Thank you for visiting You are using a browser version with limited support for CSS. To obtain the best experience, we recommend you use a more up to date browser (or turn off compatibility mode in Internet Explorer). In the meantime, to ensure continued support, we are displaying the site without styles and JavaScript.

Physics: Unification + 150

In 1861, James Clerk Maxwell unified electricity, magnetism and light. Experiments under way today could inch physicists closer to combining everything else.

Download a PDF of this article

When it happens — if it happens — don't look for Hollywood-style drama. Physicists at the Large Hadron Collider (LHC) outside Geneva in Switzerland won't suddenly gasp with astonishment, and their monitors won't flash the message, "Higgs boson detected."

Instead, the discovery will unfold over the course of months. Computers will trawl through petabytes (1015 bytes) of collision data in search of a handful of distinctive events that might signal their quarry's existence, while physicists cross-check every candidate. Only when they have accumulated enough events to be sure — maybe a dozen — will they publicly proclaim the discovery of the sought-after Higgs.

Online collection

Even so, the announcement will be dramatic — and timely. Exactly 150 years ago, the Scottish physicist James Clerk Maxwell showed that three apparently separate phenomena — electricity, magnetism and light — are different aspects of one phenomenon, today known as electromagnetism (see page 289). The Higgs discovery could take that unification a giant step further by filling in the last and most critical piece of the 'standard model', an extension of Maxwell's equations that encompasses three of the four forces of nature: electromagnetism and the weak and strong forces that act on subatomic particles. The Higgs boson is thought to interact with electrons, quarks and other fundamental particles, endowing them with mass — and thus making it possible for the standard model to describe the Universe as we know it.

This puts the standard model as it is today in the same position as Maxwell's theory before experiments demonstrated the existence of electromagnetic waves, says Frank Wilczek, a physicist at the Massachusetts Institute of Technology in Cambridge, and co-recipient of the 2004 Nobel Prize in Physics for his part in creating the model. "It looks good, lots of its predictions have been verified, but the most dramatic new thing remains to be verified."

But even if the Higgs boson is discovered as predicted, physicists will not be satisfied. The ultimate goal is a unification theory that would reveal how all observed particles and forces are just different manifestations of a single underlying system, which can be expressed within a common mathematical framework. Such an elegant result is not possible with the standard model, which includes the strong force that binds the atomic nucleus only as an afterthought, and has nothing at all to say about gravity. The standard model also has no explanation for dark matter, an invisible substance that outweighs the ordinary matter in stars and galaxies by a factor of roughly five.

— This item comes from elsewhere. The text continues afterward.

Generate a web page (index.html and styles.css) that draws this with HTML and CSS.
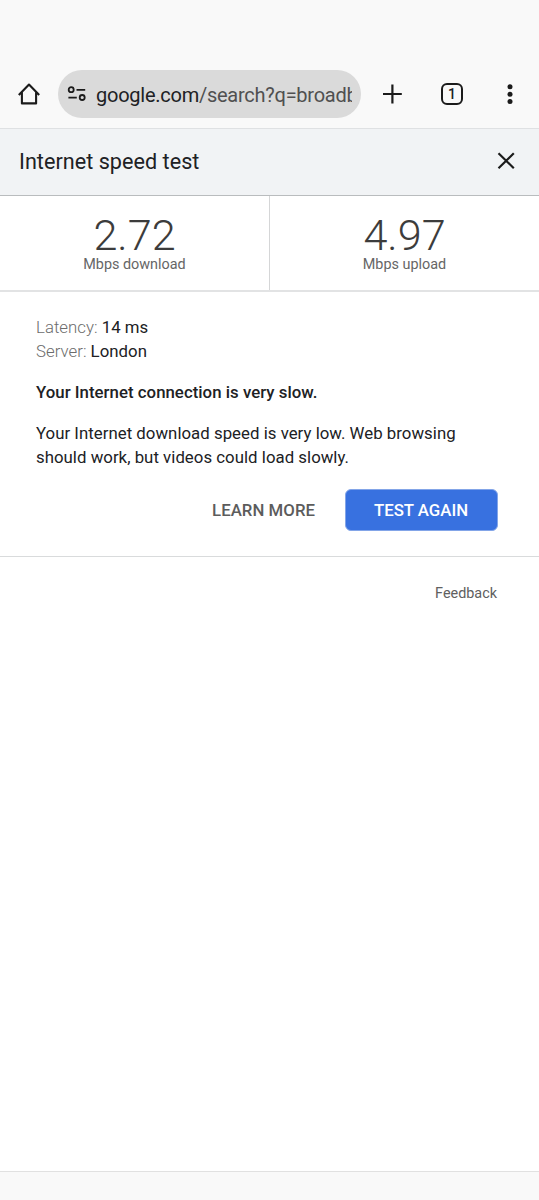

Although physicists agree that some kind of larger unification is needed, they don't know what form that should take. For four decades, nearly as long as the standard model has existed, researchers have been speculating about ways to extend it with exotic ideas such as supersymmetry, extra dimensions and holographic space-time. "The situation is that there are a bunch of hypotheses on the table, most of them not new, with no experimental support for any of them," says Lee Smolin, a physicist at the Perimeter Institute for Theoretical Physics in Waterloo, Canada.

"The good news," says Smolin, "is that the experiments are finally being done." Within a few years, thanks to the LHC and other experiments, physicists should have a much clearer idea of which theoretical notions are real and will take their place in the ultimate unification.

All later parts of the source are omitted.